Facets of Unity, pg. 86
In the Dissolution of a Self-Boundary there Usually Involves, Sooner or Later. a Sense of Expansion, of Experiencing Oneself as More Spacious
Since our interest here is the nature of the mind, we will concern ourselves more with a person’s inner perception of himself than with external changes. A person whose “weak” self-image is dissolving sees and feels that he is “stronger,” more capable, freer. His direct sense of himself, his inner experience, is of greater relaxation and decreased tension, both mental and physical. As a result, especially when this change of self-image is accepted, he feels his body and mind are more comfortable, bigger, roomier, more expanded. In the dissolution of a self-boundary there usually involves, sooner or later, a sense of expansion, of experiencing oneself as more spacious.

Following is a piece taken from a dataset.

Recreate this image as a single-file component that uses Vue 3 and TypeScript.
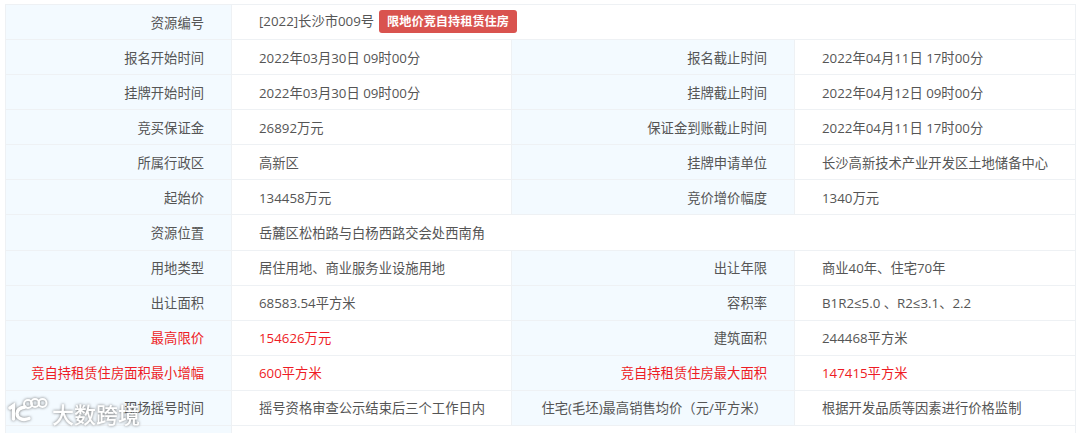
<script setup lang="ts">
interface Cell { text: string; red?: boolean; tag?: string; span?: boolean }
interface Row { a: string; b: Cell; c?: string; d?: Cell; red?: boolean }
const rows: Row[] = [
  { a: '资源编号', b: { text: '[2022]长沙市009号', tag: '限地价竞自持租赁住房', span: true } },
  { a: '报名开始时间', b: { text: '2022年03月30日 09时00分' }, c: '报名截止时间', d: { text: '2022年04月11日 17时00分' } },
  { a: '挂牌开始时间', b: { text: '2022年03月30日 09时00分' }, c: '挂牌截止时间', d: { text: '2022年04月12日 09时00分' } },
  { a: '竞买保证金', b: { text: '26892万元' }, c: '保证金到账截止时间', d: { text: '2022年04月11日 17时00分' } },
  { a: '所属行政区', b: { text: '高新区' }, c: '挂牌申请单位', d: { text: '长沙高新技术产业开发区土地储备中心' } },
  { a: '起始价', b: { text: '134458万元' }, c: '竞价增价幅度', d: { text: '1340万元' } },
  { a: '资源位置', b: { text: '岳麓区松柏路与白杨西路交会处西南角', span: true } },
  { a: '用地类型', b: { text: '居住用地、商业服务业设施用地' }, c: '出让年限', d: { text: '商业40年、住宅70年' } },
  { a: '出让面积', b: { text: '68583.54平方米' }, c: '容积率', d: { text: 'B1R2≤5.0 、R2≤3.1、2.2' } },
  { a: '最高限价', red: true, b: { text: '154626万元', red: true }, c: '建筑面积', d: { text: '244468平方米' } },
  { a: '竞自持租赁住房面积最小增幅', red: true, b: { text: '600平方米', red: true }, c: '竞自持租赁住房最大面积', d: { text: '147415平方米', red: true } },
  { a: '现场摇号时间', b: { text: '摇号资格审查公示结束后三个工作日内' }, c: '住宅(毛坯)最高销售均价（元/平方米）', d: { text: '根据开发品质等因素进行价格监制' } },
]
</script>

<template>
  <div class="page">
    <table class="info">
      <colgroup>
        <col class="c1" /><col class="c2" /><col class="c3" /><col class="c4" />
      </colgroup>
      <tbody>
        <tr v-for="row in rows" :key="row.a">
          <th :class="{ red: row.red }">{{ row.a }}</th>
          <td :colspan="row.b.span ? 3 : 1" :class="{ red: row.b.red }">
            {{ row.b.text }}<span v-if="row.b.tag" class="tag">{{ row.b.tag }}</span>
          </td>
          <template v-if="!row.b.span">
            <th :class="{ red: row.d?.red }">{{ row.c }}</th>
            <td :class="{ red: row.d?.red }">{{ row.d?.text }}</td>
          </template>
        </tr>
        <tr class="tail"><th></th><td colspan="3"></td></tr>
      </tbody>
    </table>
    <div class="mark">
      <svg width="42" height="30" viewBox="0 0 42 30" fill="none" stroke="#fff" stroke-linecap="round">
        <path d="M2 10 L5.500 7.500 V21" stroke-width="3.400" />
        <path d="M17 9 C11 10 9 13 9 15.500 C9 20 14 23 21 20.500" stroke-width="3.400" />
        <circle cx="20" cy="6" r="4" stroke-width="2" />
        <circle cx="27" cy="5" r="4" stroke-width="2" />
        <circle cx="34.500" cy="5" r="4" stroke-width="2" />
      </svg>
      <span class="mark-text">大数跨境</span>
    </div>
  </div>
</template>

<style>
html, body { margin: 0; background: #fff; }
</style>

<style scoped>
.page {
  position: relative;
  width: 1080px;
  height: 433px;
  overflow: hidden;
  background: #fff;
  font-family: "Open Sans", "Noto Sans CJK SC", sans-serif;
  font-size: 13.3px;
  color: #555;
  padding: 4px 0 0 5px;
  box-sizing: border-box;
}
.info {
  border-collapse: collapse;
  table-layout: fixed;
  width: 1070px;
}
.c1 { width: 226px; }
.c2 { width: 280px; }
.c3 { width: 283px; }
.c4 { width: 281px; }
th, td {
  height: 35.08px;
  padding: 1px 0 0;
  box-sizing: border-box;
  border: 1px solid #eef1f4;
  font-weight: 400;
  line-height: 20px;
  white-space: nowrap;
}
th {
  background: #f3faff;
  text-align: right;
  padding-right: 27px;
}
td {
  text-align: left;
  padding-left: 27px;
}
.red { color: #ee1c25; }
.tag {
  display: inline-block;
  margin-left: 5px;
  padding: 0 8px;
  height: 23px;
  line-height: 23px;
  border-radius: 3px;
  background: #d9534f;
  color: #fff;
  font-size: 12.2px;
  font-weight: 700;
  vertical-align: middle;
  transform: translateY(-1px);
}
.tail th, .tail td { height: 20px; }
.mark {
  position: absolute;
  left: 8px;
  top: 398px;
  display: flex;
  align-items: center;
  gap: 2px;
  filter: drop-shadow(0 0 1.5px rgba(90, 90, 90, 0.85));
}
.mark-text {
  color: #fff;
  font-size: 22px;
  line-height: 30px;
  font-weight: 500;
  font-family: "Noto Sans CJK SC", sans-serif;
}
</style>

Of course, it is likely that anxieties will arise in response to the expansion, anxieties which will be experienced as contraction, particularly in borderline personality structures, as we will discuss later. For now, we will consider only the relatively stable psychic structure. We want to stress this experience of expansion, not just in the field of action in the world, but more significantly for our discussion, in the intimate experience of one’s body and mind. The body feels roomier and the mind less cluttered and more open. In our example, we see a direct relation between the removal of self-boundaries and the experience of greater freedom and spaciousness. This is a very consistent phenomenon in persons involved in psychotherapy or spiritual work. It is in fact safe to assert that the sense of spaciousness is directly proportional to the expansion of self-boundaries.